Service Level Objectives (SLO)¶
Scope: Spring Cloud Gateway + Robot Service.
Window: 28 days (monthly).
Success definition: Count as success when the HTTP status is not 5xx and the businesscode==0; intentional 429 (rate limiting) is not counted as a failure and is tracked separately for capacity and threshold tuning.
Latency: by default, measure the duration from Gateway ingress → response sent.
📈 SLO (English)¶
1) SLO Table¶
| Journey / API | SLI | Target | Notes |
|---|---|---|---|
Status query GET /external/gs/status/** |
Success ≥ 99.9% | Monthly | Gateway rate-limit first; single-instance stable QPS × 0.7 headroom |
| P95 < 300ms (P99 < 800ms) | Monthly | Client typically retries with backoff 1–2 times | |
Map list GET /maps/list/** |
Success ≥ 99.9% | Monthly | Read-heavy; cache/replica |
| P95 < 400ms | Monthly | API baseline | |
Task dispatch (async acceptance) POST /external/gs/task/** |
Acceptance success ≥ 99.5% | Monthly (~3.6h budget) | Count success only if persisted + enqueued; idempotency key taskId |
| Acceptance P95 < 1s | Monthly | Synchronous “accepted” only; execution ACK not in this SLO | |
| WebSocket updates | Reconnect 99% < 3s | Monthly | Auto-reconnect; stale triggers alert |
2) SLI Definitions¶
- Success rate = (requests − HTTP 5xx − business failures) ÷ requests; business failure per unified
code. - Latency: P50/P95/P99 from gateway ingress to response; add service spans if needed.

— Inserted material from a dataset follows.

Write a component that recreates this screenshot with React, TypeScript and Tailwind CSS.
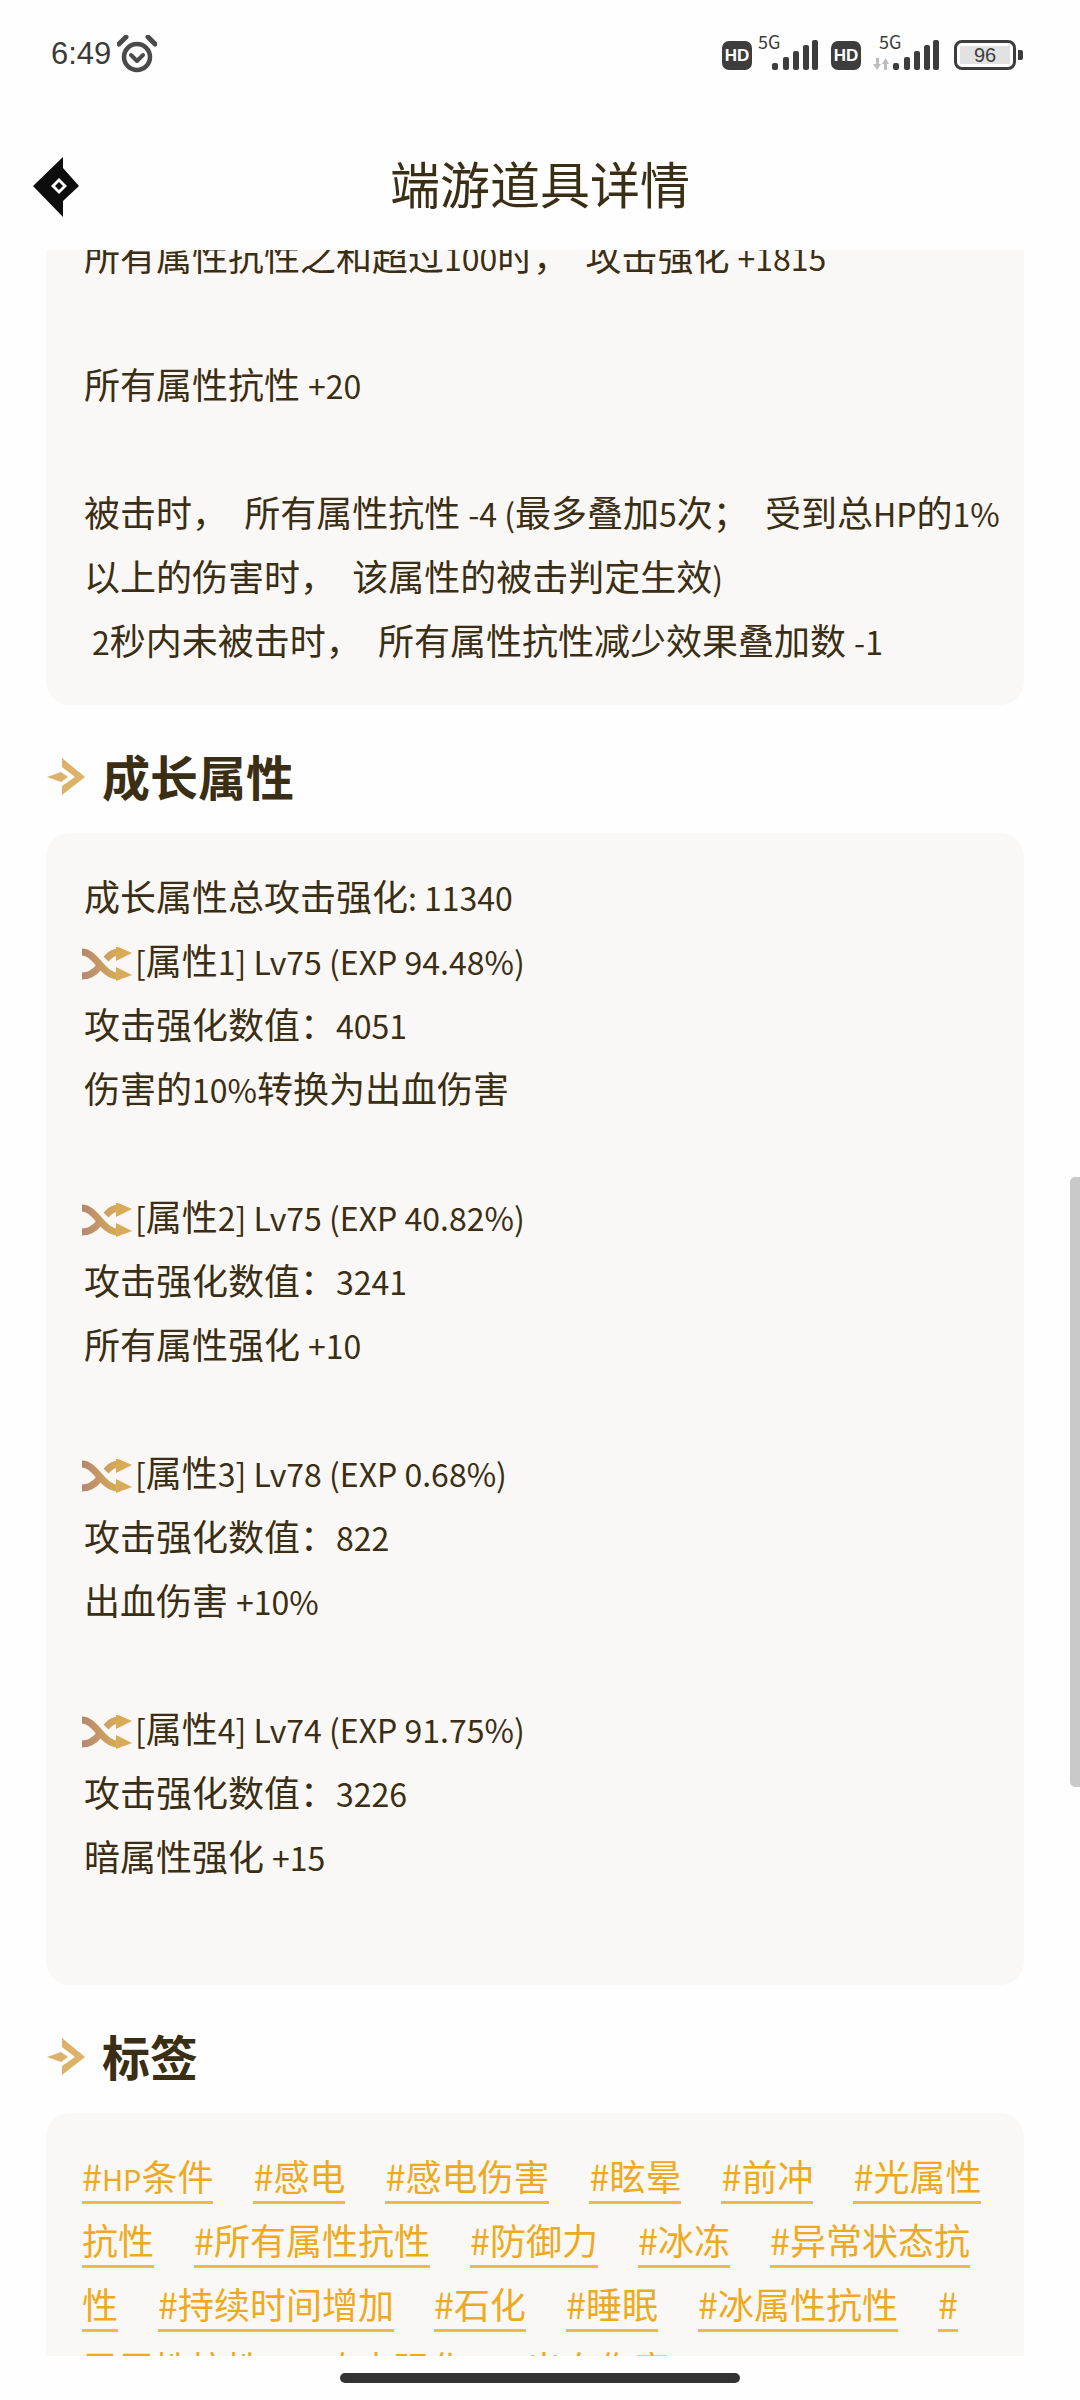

- Async acceptance: HTTP 202/200 and persisted+enqueued = success (requires app metric).
- WebSocket recovery: disconnect to “receiving again” (heartbeat/subscription ack).
3) Protection thresholds (aligned with Sentinel)¶
- Slow-call threshold
τ = min(1000ms, 1.2 × current baseline P95) - Window 10s; minimum samples ≥ 20; slow-call ratio ≥ 50% → open circuit
- Open 30s; Half-open probes 5–10
- Ingress rate-limit on
/external/gs/**at Gateway (returns 429)
4) Alerting & Actions¶
- Error budget: 99.9% target ⇒ 0.1% monthly
- Burn rate alerts (either condition): 1h > 10% budget ⇒ P1 (auto degrade/limit); 6h > 20% ⇒ P1 escalate (rollback / remove unhealthy instance)
- Release guard: within 15min after release, if P95/P99 worsens and error > threshold ⇒ pause/rollback
- Traffic control: ramp Gateway quotas 5%→30%→50%→100%; if worse, staged circuit with stable fallback
5) Observability & Sources¶
SkyWalking traces/metrics; structured logs with traceId + 429/503/timeout fields; Nacos groups for rules with gray & rollback.
6) Exceptions¶
Execution SLA of long-running async tasks is out of scope here; external-network incidents are labeled for review, not forcibly excluded.